_Data lines_
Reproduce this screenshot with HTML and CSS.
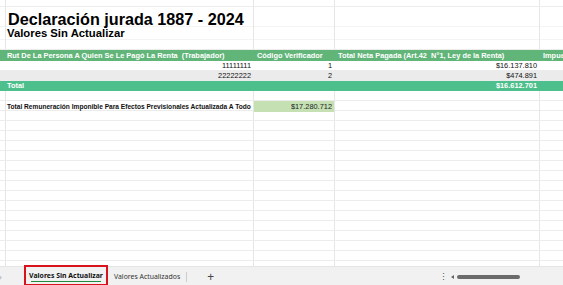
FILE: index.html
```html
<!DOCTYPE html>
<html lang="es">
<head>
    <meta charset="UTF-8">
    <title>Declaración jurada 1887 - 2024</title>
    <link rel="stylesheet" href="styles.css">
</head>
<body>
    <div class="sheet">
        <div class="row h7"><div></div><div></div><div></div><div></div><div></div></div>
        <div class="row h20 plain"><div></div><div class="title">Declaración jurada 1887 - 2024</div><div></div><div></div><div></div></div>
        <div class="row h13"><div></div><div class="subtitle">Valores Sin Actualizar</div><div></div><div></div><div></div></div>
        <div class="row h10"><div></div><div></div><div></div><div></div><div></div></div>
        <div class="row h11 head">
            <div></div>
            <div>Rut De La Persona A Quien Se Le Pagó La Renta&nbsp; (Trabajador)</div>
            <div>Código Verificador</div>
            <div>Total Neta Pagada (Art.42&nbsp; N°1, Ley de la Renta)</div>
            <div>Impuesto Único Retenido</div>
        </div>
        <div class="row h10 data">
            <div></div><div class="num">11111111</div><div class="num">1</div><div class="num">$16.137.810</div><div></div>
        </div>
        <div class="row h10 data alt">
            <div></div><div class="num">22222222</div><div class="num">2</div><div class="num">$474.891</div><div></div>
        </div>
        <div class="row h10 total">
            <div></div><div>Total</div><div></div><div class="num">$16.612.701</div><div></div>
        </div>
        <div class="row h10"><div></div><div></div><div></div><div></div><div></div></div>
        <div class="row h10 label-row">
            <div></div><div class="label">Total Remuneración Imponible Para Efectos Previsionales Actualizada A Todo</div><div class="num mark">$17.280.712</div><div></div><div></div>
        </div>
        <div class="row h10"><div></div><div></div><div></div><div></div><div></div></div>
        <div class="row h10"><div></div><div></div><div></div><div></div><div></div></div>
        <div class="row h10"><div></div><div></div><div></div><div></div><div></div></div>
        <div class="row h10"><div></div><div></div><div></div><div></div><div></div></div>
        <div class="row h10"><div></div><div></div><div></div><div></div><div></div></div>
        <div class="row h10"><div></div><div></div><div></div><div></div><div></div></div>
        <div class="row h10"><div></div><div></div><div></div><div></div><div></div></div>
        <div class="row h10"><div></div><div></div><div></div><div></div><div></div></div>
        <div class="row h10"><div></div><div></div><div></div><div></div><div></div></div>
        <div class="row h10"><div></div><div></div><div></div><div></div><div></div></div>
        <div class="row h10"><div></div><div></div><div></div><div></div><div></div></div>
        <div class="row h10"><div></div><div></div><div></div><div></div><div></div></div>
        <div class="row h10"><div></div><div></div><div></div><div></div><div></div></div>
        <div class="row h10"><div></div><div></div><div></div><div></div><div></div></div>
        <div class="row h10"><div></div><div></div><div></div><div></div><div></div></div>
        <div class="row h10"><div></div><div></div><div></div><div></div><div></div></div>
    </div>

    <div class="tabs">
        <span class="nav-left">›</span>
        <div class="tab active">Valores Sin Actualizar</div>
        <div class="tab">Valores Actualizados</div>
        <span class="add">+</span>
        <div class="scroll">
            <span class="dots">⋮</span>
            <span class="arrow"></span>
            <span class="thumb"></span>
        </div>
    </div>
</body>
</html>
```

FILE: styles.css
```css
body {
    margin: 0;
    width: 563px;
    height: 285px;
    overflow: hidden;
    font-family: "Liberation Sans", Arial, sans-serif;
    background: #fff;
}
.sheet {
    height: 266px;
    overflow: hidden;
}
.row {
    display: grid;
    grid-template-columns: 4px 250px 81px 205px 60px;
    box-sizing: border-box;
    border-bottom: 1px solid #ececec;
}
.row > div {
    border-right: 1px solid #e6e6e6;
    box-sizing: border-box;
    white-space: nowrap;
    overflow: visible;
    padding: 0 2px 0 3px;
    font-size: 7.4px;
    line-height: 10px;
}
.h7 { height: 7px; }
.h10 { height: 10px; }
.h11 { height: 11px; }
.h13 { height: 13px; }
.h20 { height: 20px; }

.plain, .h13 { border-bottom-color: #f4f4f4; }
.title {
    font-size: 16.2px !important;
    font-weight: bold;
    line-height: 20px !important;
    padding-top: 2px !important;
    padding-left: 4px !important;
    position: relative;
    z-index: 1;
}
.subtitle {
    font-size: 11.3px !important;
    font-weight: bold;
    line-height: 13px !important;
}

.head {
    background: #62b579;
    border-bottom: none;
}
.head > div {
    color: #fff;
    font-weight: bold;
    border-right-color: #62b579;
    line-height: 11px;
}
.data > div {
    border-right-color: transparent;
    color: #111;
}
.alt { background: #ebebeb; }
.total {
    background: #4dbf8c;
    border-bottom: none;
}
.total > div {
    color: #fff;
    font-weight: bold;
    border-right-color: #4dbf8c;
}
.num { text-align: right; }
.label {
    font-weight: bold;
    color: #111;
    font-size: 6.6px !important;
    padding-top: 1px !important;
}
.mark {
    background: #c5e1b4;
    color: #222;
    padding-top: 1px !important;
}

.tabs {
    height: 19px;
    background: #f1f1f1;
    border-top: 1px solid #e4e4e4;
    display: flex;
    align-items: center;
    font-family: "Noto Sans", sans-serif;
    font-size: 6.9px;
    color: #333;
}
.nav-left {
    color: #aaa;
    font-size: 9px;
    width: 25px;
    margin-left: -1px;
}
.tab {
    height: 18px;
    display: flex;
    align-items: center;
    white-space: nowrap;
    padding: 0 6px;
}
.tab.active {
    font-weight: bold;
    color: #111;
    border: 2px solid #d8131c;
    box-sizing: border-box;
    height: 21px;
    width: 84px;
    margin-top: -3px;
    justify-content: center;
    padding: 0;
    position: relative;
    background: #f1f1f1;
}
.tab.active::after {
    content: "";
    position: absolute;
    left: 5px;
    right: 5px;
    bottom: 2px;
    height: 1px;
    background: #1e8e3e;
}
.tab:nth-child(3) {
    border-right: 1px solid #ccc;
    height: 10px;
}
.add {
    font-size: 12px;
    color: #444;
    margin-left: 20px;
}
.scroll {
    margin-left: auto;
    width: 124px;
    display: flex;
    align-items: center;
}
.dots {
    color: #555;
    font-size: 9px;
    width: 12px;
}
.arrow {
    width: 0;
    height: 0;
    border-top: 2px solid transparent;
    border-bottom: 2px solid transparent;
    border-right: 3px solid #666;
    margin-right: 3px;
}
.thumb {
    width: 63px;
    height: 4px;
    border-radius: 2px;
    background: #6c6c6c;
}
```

_Written instruction_
Output the material word for word, omitting its pictures.

_Solution to this problem_
Reproduce this screenshot with HTML and CSS.
FILE: index.html
```html
<!DOCTYPE html>
<html lang="es">
<head>
    <meta charset="UTF-8">
    <title>Declaración jurada 1887 - 2024</title>
    <link rel="stylesheet" href="styles.css">
</head>
<body>
    <div class="sheet">
        <div class="row h7"><div></div><div></div><div></div><div></div><div></div></div>
        <div class="row h20 plain"><div></div><div class="title">Declaración jurada 1887 - 2024</div><div></div><div></div><div></div></div>
        <div class="row h13"><div></div><div class="subtitle">Valores Sin Actualizar</div><div></div><div></div><div></div></div>
        <div class="row h10"><div></div><div></div><div></div><div></div><div></div></div>
        <div class="row h11 head">
            <div></div>
            <div>Rut De La Persona A Quien Se Le Pagó La Renta&nbsp; (Trabajador)</div>
            <div>Código Verificador</div>
            <div>Total Neta Pagada (Art.42&nbsp; N°1, Ley de la Renta)</div>
            <div>Impuesto Único Retenido</div>
        </div>
        <div class="row h10 data">
            <div></div><div class="num">11111111</div><div class="num">1</div><div class="num">$16.137.810</div><div></div>
        </div>
        <div class="row h10 data alt">
            <div></div><div class="num">22222222</div><div class="num">2</div><div class="num">$474.891</div><div></div>
        </div>
        <div class="row h10 total">
            <div></div><div>Total</div><div></div><div class="num">$16.612.701</div><div></div>
        </div>
        <div class="row h10"><div></div><div></div><div></div><div></div><div></div></div>
        <div class="row h10 label-row">
            <div></div><div class="label">Total Remuneración Imponible Para Efectos Previsionales Actualizada A Todo</div><div class="num mark">$17.280.712</div><div></div><div></div>
        </div>
        <div class="row h10"><div></div><div></div><div></div><div></div><div></div></div>
        <div class="row h10"><div></div><div></div><div></div><div></div><div></div></div>
        <div class="row h10"><div></div><div></div><div></div><div></div><div></div></div>
        <div class="row h10"><div></div><div></div><div></div><div></div><div></div></div>
        <div class="row h10"><div></div><div></div><div></div><div></div><div></div></div>
        <div class="row h10"><div></div><div></div><div></div><div></div><div></div></div>
        <div class="row h10"><div></div><div></div><div></div><div></div><div></div></div>
        <div class="row h10"><div></div><div></div><div></div><div></div><div></div></div>
        <div class="row h10"><div></div><div></div><div></div><div></div><div></div></div>
        <div class="row h10"><div></div><div></div><div></div><div></div><div></div></div>
        <div class="row h10"><div></div><div></div><div></div><div></div><div></div></div>
        <div class="row h10"><div></div><div></div><div></div><div></div><div></div></div>
        <div class="row h10"><div></div><div></div><div></div><div></div><div></div></div>
        <div class="row h10"><div></div><div></div><div></div><div></div><div></div></div>
        <div class="row h10"><div></div><div></div><div></div><div></div><div></div></div>
        <div class="row h10"><div></div><div></div><div></div><div></div><div></div></div>
    </div>

    <div class="tabs">
        <span class="nav-left">›</span>
        <div class="tab active">Valores Sin Actualizar</div>
        <div class="tab">Valores Actualizados</div>
        <span class="add">+</span>
        <div class="scroll">
            <span class="dots">⋮</span>
            <span class="arrow"></span>
            <span class="thumb"></span>
        </div>
    </div>
</body>
</html>
```

FILE: styles.css
```css
body {
    margin: 0;
    width: 563px;
    height: 285px;
    overflow: hidden;
    font-family: "Liberation Sans", Arial, sans-serif;
    background: #fff;
}
.sheet {
    height: 266px;
    overflow: hidden;
}
.row {
    display: grid;
    grid-template-columns: 4px 250px 81px 205px 60px;
    box-sizing: border-box;
    border-bottom: 1px solid #ececec;
}
.row > div {
    border-right: 1px solid #e6e6e6;
    box-sizing: border-box;
    white-space: nowrap;
    overflow: visible;
    padding: 0 2px 0 3px;
    font-size: 7.4px;
    line-height: 10px;
}
.h7 { height: 7px; }
.h10 { height: 10px; }
.h11 { height: 11px; }
.h13 { height: 13px; }
.h20 { height: 20px; }

.plain, .h13 { border-bottom-color: #f4f4f4; }
.title {
    font-size: 16.2px !important;
    font-weight: bold;
    line-height: 20px !important;
    padding-top: 2px !important;
    padding-left: 4px !important;
    position: relative;
    z-index: 1;
}
.subtitle {
    font-size: 11.3px !important;
    font-weight: bold;
    line-height: 13px !important;
}

.head {
    background: #62b579;
    border-bottom: none;
}
.head > div {
    color: #fff;
    font-weight: bold;
    border-right-color: #62b579;
    line-height: 11px;
}
.data > div {
    border-right-color: transparent;
    color: #111;
}
.alt { background: #ebebeb; }
.total {
    background: #4dbf8c;
    border-bottom: none;
}
.total > div {
    color: #fff;
    font-weight: bold;
    border-right-color: #4dbf8c;
}
.num { text-align: right; }
.label {
    font-weight: bold;
    color: #111;
    font-size: 6.6px !important;
    padding-top: 1px !important;
}
.mark {
    background: #c5e1b4;
    color: #222;
    padding-top: 1px !important;
}

.tabs {
    height: 19px;
    background: #f1f1f1;
    border-top: 1px solid #e4e4e4;
    display: flex;
    align-items: center;
    font-family: "Noto Sans", sans-serif;
    font-size: 6.9px;
    color: #333;
}
.nav-left {
    color: #aaa;
    font-size: 9px;
    width: 25px;
    margin-left: -1px;
}
.tab {
    height: 18px;
    display: flex;
    align-items: center;
    white-space: nowrap;
    padding: 0 6px;
}
.tab.active {
    font-weight: bold;
    color: #111;
    border: 2px solid #d8131c;
    box-sizing: border-box;
    height: 21px;
    width: 84px;
    margin-top: -3px;
    justify-content: center;
    padding: 0;
    position: relative;
    background: #f1f1f1;
}
.tab.active::after {
    content: "";
    position: absolute;
    left: 5px;
    right: 5px;
    bottom: 2px;
    height: 1px;
    background: #1e8e3e;
}
.tab:nth-child(3) {
    border-right: 1px solid #ccc;
    height: 10px;
}
.add {
    font-size: 12px;
    color: #444;
    margin-left: 20px;
}
.scroll {
    margin-left: auto;
    width: 124px;
    display: flex;
    align-items: center;
}
.dots {
    color: #555;
    font-size: 9px;
    width: 12px;
}
.arrow {
    width: 0;
    height: 0;
    border-top: 2px solid transparent;
    border-bottom: 2px solid transparent;
    border-right: 3px solid #666;
    margin-right: 3px;
}
.thumb {
    width: 63px;
    height: 4px;
    border-radius: 2px;
    background: #6c6c6c;
}
```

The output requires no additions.